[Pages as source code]
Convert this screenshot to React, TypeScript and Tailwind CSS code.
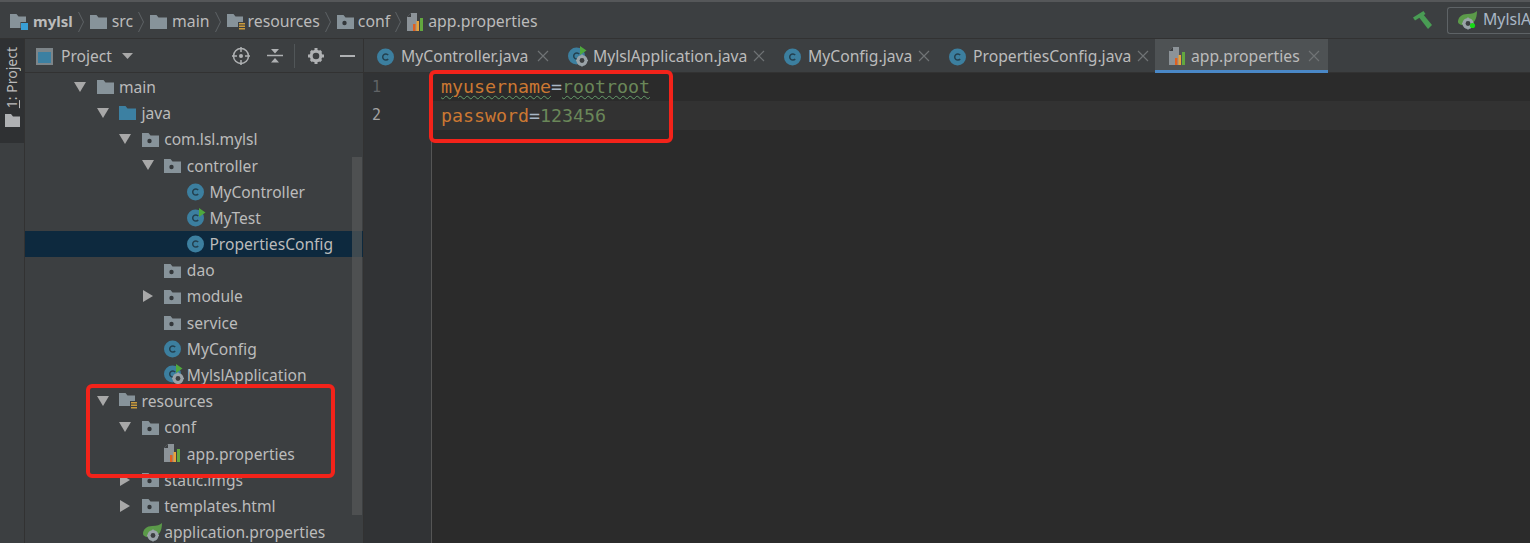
import React from "react";

type IconKind = "folder" | "pkg" | "java" | "res" | "cls" | "test" | "run" | "spring" | "props";

function Folder({ color = "#87939a", dot = false }: { color?: string; dot?: boolean }) {
  return (
    <svg width="17" height="15" viewBox="0 0 17 15" className="shrink-0">
      <path d="M0 1h6.500l2 2.500H17V15H0z" fill={color} />
      {dot && <circle cx="7.500" cy="9" r="2.200" fill="#33373a" />}
    </svg>
  );
}

function ResFolder() {
  return (
    <svg width="18" height="17" viewBox="0 0 18 17" className="shrink-0">
      <path d="M0 1h6.500l2 2.500H16V14H0z" fill="#87939a" />
      <path d="M11 9h7v8h-7z" fill="#3c3f41" />
      <path d="M12 10h6v1.500h-6zM12 12.500h6V14h-6zM12 15h6v1.500h-6z" fill="#c99a3c" />
    </svg>
  );
}

function ModuleFolder() {
  return (
    <svg width="18" height="17" viewBox="0 0 18 17" className="shrink-0">
      <path d="M0 1h6.500l2 2.500H16V15H0z" fill="#87939a" />
      <path d="M10.500 9H18v8h-7.500z" fill="#3c3f41" />
      <path d="M11 10h7v7h-7z" fill="#389fd6" />
    </svg>
  );
}

function PropsIcon() {
  return (
    <svg width="17" height="18" viewBox="0 0 17 18" className="shrink-0">
      <path d="M4 0h6v18H0V4z" fill="#8c9398" />
      <path d="M4 0v4H0z" fill="#3c3f41" />
      <path d="M6 11h2.500v7H6z" fill="#e0601f" />
      <path d="M9.500 8H12v10H9.500z" fill="#e8a33a" />
      <path d="M13 5h3v13h-3z" fill="#62a73f" />
    </svg>
  );
}

function ClassIcon({ badge }: { badge?: "run" }) {
  return (
    <svg width="19" height="19" viewBox="0 0 19 19" className="shrink-0">
      <circle cx="8.500" cy="10" r="8.500" fill="#3c7f9f" />
      <path d="M11.200 8a3.100 3.100 0 1 0 0 4" fill="none" stroke="#23404f" strokeWidth="1.500" />
      {badge === "run" && <path d="M12 0l6.500 4.500L12 9z" fill="#4fa83d" />}
    </svg>
  );
}

function Gear({ x, y }: { x: number; y: number }) {
  return (
    <g transform={`translate(${x} ${y})`}>
      <circle r="5.500" fill="#9aa3a8" />
      <circle r="2.400" fill="#3c3f41" />
      <path d="M-.8-6h1.600v2H-.8zM-.8 4h1.600v2H-.8zM-6-.8h2V.8h-2zM4-.8h2V.8H4z" fill="#9aa3a8" />
    </g>
  );
}

function AppClassIcon() {
  return (
    <svg width="22" height="21" viewBox="0 0 22 21" className="shrink-0">
      <circle cx="8.500" cy="10" r="8.500" fill="#3c7f9f" />
      <path d="M11.200 8a3.100 3.100 0 1 0 0 4" fill="none" stroke="#23404f" strokeWidth="1.500" />
      <path d="M12 0l6.500 4.500L12 9z" fill="#4fa83d" />
      <Gear x={14} y={14.500} />
    </svg>
  );
}

function SpringIcon({ live }: { live?: boolean }) {
  return (
    <svg width="21" height="20" viewBox="0 0 21 20" className="shrink-0">
      <path d="M20 1c0 8-3 13-9 14-6 1-10-1-10-3 0-5 4-8 9-8 5 0 8-1 10-3z" fill="#5b9a49" />
      <Gear x={11} y={13.500} />
      {live && <circle cx="15.500" cy="15.500" r="2.600" fill="#16d916" />}
    </svg>
  );
}

function TreeIcon({ kind }: { kind: IconKind }) {
  if (kind === "folder") return <Folder />;
  if (kind === "pkg") return <Folder dot />;
  if (kind === "java") return <Folder color="#3c80a2" />;
  if (kind === "res") return <ResFolder />;
  if (kind === "cls") return <ClassIcon />;
  if (kind === "test") return <ClassIcon badge="run" />;
  if (kind === "run") return <AppClassIcon />;
  if (kind === "spring") return <SpringIcon />;
  return <PropsIcon />;
}

function Arrow({ open }: { open: boolean }) {
  return (
    <svg width="12" height="12" viewBox="0 0 12 12">
      {open ? <path d="M0 1h12L6 11z" fill="#a8a8a8" /> : <path d="M1 0l10 6-10 6z" fill="#a8a8a8" />}
    </svg>
  );
}

function Chevron() {
  return (
    <svg width="7" height="22" viewBox="0 0 7 22" className="mx-[5px] shrink-0">
      <path d="M.5 1l5 10-5 10" fill="none" stroke="#5e6366" strokeWidth="1" />
    </svg>
  );
}

const rows: { depth: number; arrow?: boolean; open?: boolean; icon: IconKind; label: string; selected?: boolean }[] = [
  { depth: 0, arrow: true, open: true, icon: "folder", label: "main" },
  { depth: 1, arrow: true, open: true, icon: "java", label: "java" },
  { depth: 2, arrow: true, open: true, icon: "pkg", label: "com.lsl.mylsl" },
  { depth: 3, arrow: true, open: true, icon: "pkg", label: "controller" },
  { depth: 4, icon: "cls", label: "MyController" },
  { depth: 4, icon: "test", label: "MyTest" },
  { depth: 4, icon: "cls", label: "PropertiesConfig", selected: true },
  { depth: 3, icon: "pkg", label: "dao" },
  { depth: 3, arrow: true, icon: "pkg", label: "module" },
  { depth: 3, icon: "pkg", label: "service" },
  { depth: 3, icon: "cls", label: "MyConfig" },
  { depth: 3, icon: "run", label: "MylslApplication" },
  { depth: 1, arrow: true, open: true, icon: "res", label: "resources" },
  { depth: 2, arrow: true, open: true, icon: "pkg", label: "conf" },
  { depth: 3, icon: "props", label: "app.properties" },
  { depth: 2, arrow: true, icon: "pkg", label: "static.imgs" },
  { depth: 2, arrow: true, icon: "pkg", label: "templates.html" },
  { depth: 2, icon: "spring", label: "application.properties" },
];

const tabs: { label: string; icon: "cls" | "run" | "props"; width: string; active?: boolean }[] = [
  { label: "MyController.java", icon: "cls", width: "w-[191px]" },
  { label: "MylslApplication.java", icon: "run", width: "w-[216px]" },
  { label: "MyConfig.java", icon: "cls", width: "w-[165px]" },
  { label: "PropertiesConfig.java", icon: "cls", width: "w-[219px]" },
  { label: "app.properties", icon: "props", width: "w-[173px]", active: true },
];

function Breadcrumb() {
  return (
    <div className="relative flex h-[39px] shrink-0 items-center border-t-2 border-b border-t-[#555759] border-b-[#323232] pl-[10px] pr-0 pt-[3px] text-[15.8px] text-[#bbbbbb]">
      <ModuleFolder />
      <span className="ml-[5px] text-[15px] font-bold">mylsl</span>
      <Chevron />
      <Folder />
      <span className="ml-[5px]">src</span>
      <Chevron />
      <Folder />
      <span className="ml-[5px]">main</span>
      <Chevron />
      <ResFolder />
      <span className="ml-[3px]">resources</span>
      <Chevron />
      <Folder dot />
      <span className="ml-[4px]">conf</span>
      <Chevron />
      <PropsIcon />
      <span className="ml-[4px]">app.properties</span>
      <div className="mb-[3px] ml-auto flex items-center">
        <svg width="19" height="18" viewBox="0 0 19 18">
          <path d="M0 6.500L10.500 0l2 3L2 9.500z" fill="#499c54" />
          <path d="M5 5l4.500-2.500L19 14l-4 4z" fill="#499c54" />
        </svg>
        <div className="ml-[15px] flex h-[27px] w-[83px] items-center overflow-hidden rounded-l-[3px] border border-r-0 border-[#5e6366] pl-[9px] text-[#a9b7c6]">
          <SpringIcon live />
          <span className="ml-[5px]">MylslApplication</span>
        </div>
      </div>
    </div>
  );
}

function Sidebar() {
  return (
    <aside className="relative flex w-[339px] shrink-0 flex-col border-r border-[#323232] text-[15.6px] text-[#bbbbbb]">
      <div className="flex h-[34px] shrink-0 items-center border-b border-[#323232] pl-[11px] pt-[1px]">
        <svg width="17" height="17" viewBox="0 0 17 17" className="shrink-0">
          <path d="M0 0h17v17H0z" fill="#7d8589" />
          <path d="M2 4h13v11H2z" fill="#3c80a2" />
        </svg>
        <span className="ml-[8px] pt-[2px]">Project</span>
        <svg width="11" height="6" viewBox="0 0 11 6" className="ml-[10px]">
          <path d="M0 0h11L5.500 6z" fill="#a8a8a8" />
        </svg>
        <svg width="18" height="18" viewBox="0 0 18 18" className="ml-[99px]">
          <circle cx="9" cy="9" r="7.500" fill="none" stroke="#afb1b3" strokeWidth="1.500" />
          <circle cx="9" cy="9" r="2" fill="#afb1b3" />
          <path d="M9 0v5M9 13v5M0 9h5M13 9h5" stroke="#afb1b3" strokeWidth="1.500" />
        </svg>
        <svg width="16" height="16" viewBox="0 0 16 16" className="ml-[17px]">
          <path d="M0 7.500h16" stroke="#afb1b3" strokeWidth="1.500" />
          <path d="M4 1h8L8 5.500zM8 10l4 4.500H4z" fill="#afb1b3" />
        </svg>
        <div className="ml-[11px] h-[24px] w-px bg-[#515658]" />
        <svg width="16" height="16" viewBox="0 0 16 16" className="ml-[13px]">
          <circle cx="8" cy="8" r="4.800" fill="none" stroke="#afb1b3" strokeWidth="3" />
          <path d="M6.500 0h3v3h-3zM6.500 13h3v3h-3zM0 6.500h3v3H0zM13 6.500h3v3h-3zM1.800 3.900L3.900 1.800 6 3.900 3.900 6zM10 12.100l2.100-2.100 2.100 2.100-2.100 2.100zM12.100 1.800l2.100 2.100L12.100 6 10 3.900zM3.900 10L6 12.100 3.900 14.200 1.800 12.100z" fill="#afb1b3" />
        </svg>
        <div className="ml-[16px] h-[2px] w-[15px] bg-[#afb1b3]" />
      </div>
      <div className="flex flex-col overflow-hidden pt-[0.6px]">
        {rows.map((row) => (
          <div
            key={row.label}
            className={`flex h-[26.2px] shrink-0 items-center ${row.selected ? "bg-[#0d293e]" : ""}`}
            style={{ paddingLeft: 49 + row.depth * 22.6 }}
          >
            <span className="flex w-[22.5px] shrink-0 items-center">{row.arrow && <Arrow open={!!row.open} />}</span>
            <span className="flex w-[22.5px] shrink-0 items-center">
              <TreeIcon kind={row.icon} />
            </span>
            <span className="whitespace-nowrap pt-[2px]">{row.label}</span>
          </div>
        ))}
      </div>
      <div className="absolute left-[327px] top-[118px] h-[358px] w-[10px] bg-[#565859]/70" />
    </aside>
  );
}

function Tabs() {
  return (
    <div className="flex h-[34px] shrink-0 border-b border-[#323232] text-[15.7px] text-[#bbbbbb]">
      {tabs.map((tab) => (
        <div
          key={tab.label}
          className={`relative flex h-[34px] shrink-0 items-center pl-[13px] pr-[6px] ${tab.width} ${tab.active ? "bg-[#4e5254] pl-[14px] pr-[8px]" : ""}`}
        >
          {tab.icon === "cls" && <ClassIcon />}
          {tab.icon === "run" && <AppClassIcon />}
          {tab.icon === "props" && <PropsIcon />}
          <span className={`whitespace-nowrap pt-[2px] ${tab.icon === "run" ? "ml-[3px]" : "ml-[5px]"}`}>{tab.label}</span>
          <svg width="12" height="12" viewBox="0 0 12 12" className="ml-auto">
            <path d="M1 1l10 10M11 1L1 11" stroke="#6f7375" strokeWidth="1.200" />
          </svg>
          {tab.active && <div className="absolute inset-x-0 bottom-0 h-[3px] bg-[#4a88c7]" />}
        </div>
      ))}
    </div>
  );
}

function Editor() {
  return (
    <main className="relative flex min-w-0 flex-1 flex-col">
      <Tabs />
      <div className="flex flex-1 bg-[#2b2b2b] font-['DejaVu_Sans_Mono',monospace] text-[18.27px]">
        <div className="flex w-[68px] shrink-0 flex-col border-r border-[#555555] bg-[#313335] pl-[8px] text-[15px] text-[#606366]">
          <div className="flex h-[28px] items-center">1</div>
          <div className="flex h-[29px] items-center text-[#a4a3a3]">2</div>
        </div>
        <div className="flex flex-1 flex-col">
          <div className="flex h-[28px] items-center pl-[9px]">
            <span className="text-[#cc7832] underline decoration-wavy decoration-[#659c6b] decoration-1 underline-offset-2">myusername</span>
            <span className="text-[#a9b7c6]">=</span>
            <span className="text-[#6a8759] underline decoration-wavy decoration-[#659c6b] decoration-1 underline-offset-2">rootroot</span>
          </div>
          <div className="flex h-[29px] items-center bg-[#323232] pl-[9px]">
            <span className="text-[#cc7832]">password</span>
            <span className="text-[#a9b7c6]">=</span>
            <span className="text-[#6a8759]">123456</span>
          </div>
        </div>
      </div>
    </main>
  );
}

export default function App() {
  return (
    <div className="relative flex h-[543px] w-[1530px] flex-col overflow-hidden bg-[#3c3f41] font-['Noto_Sans',sans-serif]">
      <Breadcrumb />
      <div className="flex min-h-0 flex-1">
        <div className="flex w-[25px] shrink-0 flex-col border-r border-[#323232]">
          <div className="flex h-[104px] flex-col items-center bg-[#2f3133] pt-[8px] text-[#bbbbbb]">
            <span className="rotate-180 text-[14px] leading-[16px] [writing-mode:vertical-rl]">
              <span className="underline">1</span>: Project
            </span>
            <svg width="15" height="13" viewBox="0 0 15 13" className="mt-[6px]">
              <path d="M0 0h6l2 2.500h7V13H0z" fill="#afb1b3" />
            </svg>
          </div>
        </div>
        <Sidebar />
        <Editor />
      </div>
      <div className="pointer-events-none absolute left-[429px] top-[70px] h-[73px] w-[244px] rounded-[6px] border-[4px] border-[#f3231a]" />
      <div className="pointer-events-none absolute left-[86px] top-[384px] h-[94px] w-[249px] rounded-[6px] border-[4px] border-[#f3231a]" />
    </div>
  );
}
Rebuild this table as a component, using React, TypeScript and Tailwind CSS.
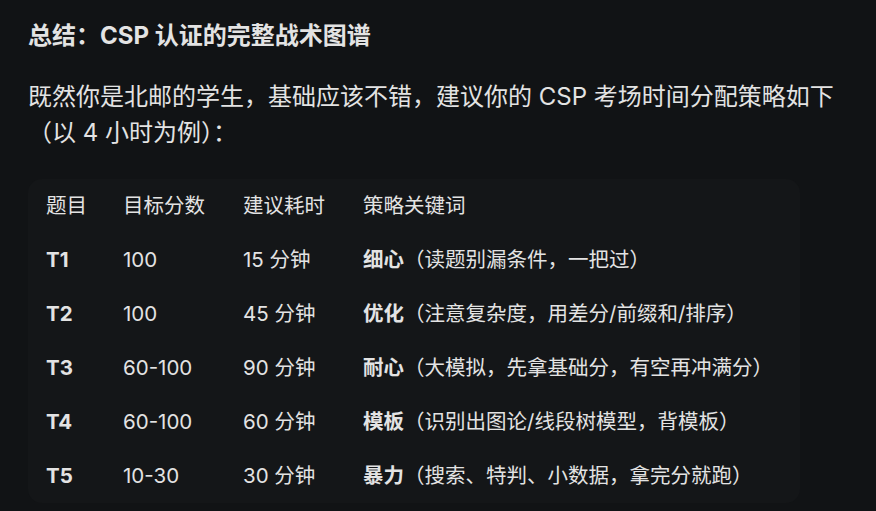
const rows = [
	{ id: "T1", score: "100", time: "15 分钟", key: "细心", note: "（读题别漏条件，一把过）" },
	{ id: "T2", score: "100", time: "45 分钟", key: "优化", note: "（注意复杂度，用差分/前缀和/排序）" },
	{ id: "T3", score: "60-100", time: "90 分钟", key: "耐心", note: "（大模拟，先拿基础分，有空再冲满分）" },
	{ id: "T4", score: "60-100", time: "60 分钟", key: "模板", note: "（识别出图论/线段树模型，背模板）" },
	{ id: "T5", score: "10-30", time: "30 分钟", key: "暴力", note: "（搜索、特判、小数据，拿完分就跑）" },
];

export default function App() {
	return (
		<div className="min-h-[511px] w-[876px] overflow-hidden bg-[#111315] text-[#e3e3e3] font-['Inter','Noto_Sans_CJK_SC',sans-serif]">
			<div className="pl-[28px] pt-[18px]">
				<h1 className="text-[24px] leading-[36px] font-bold">总结：CSP 认证的完整战术图谱</h1>
				<p className="mt-[25px] text-[24px] leading-[36px] pr-[40px]">
					既然你是北邮的学生，基础应该不错，建议你的 CSP 考场时间分配策略如下（以 4 小时为例）：
				</p>
			</div>
			<div className="ml-[28px] mt-[28px] w-[772px] rounded-[14px] bg-[#141618] pl-[18px]">
				<div className="grid grid-cols-[77px_120px_120px_1fr] h-[54px] items-center text-[20.5px]">
					<div>题目</div>
					<div>目标分数</div>
					<div>建议耗时</div>
					<div>策略关键词</div>
				</div>
				{rows.map((r) => (
					<div key={r.id} className="grid grid-cols-[77px_120px_120px_1fr] h-[54px] items-center text-[20.5px]">
						<div className="font-bold">{r.id}</div>
						<div>{r.score}</div>
						<div>{r.time}</div>
						<div>
							<span className="font-bold">{r.key}</span>
							{r.note}
						</div>
					</div>
				))}
			</div>
		</div>
	);
}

> **Work instructions**: Identify the lines of the entries containing the string "this". Copy each such line.

> **Answer to the problem**:
Convert this screenshot to React, TypeScript and Tailwind CSS code.
Rebuild this table as a component, using React, TypeScript and Tailwind CSS.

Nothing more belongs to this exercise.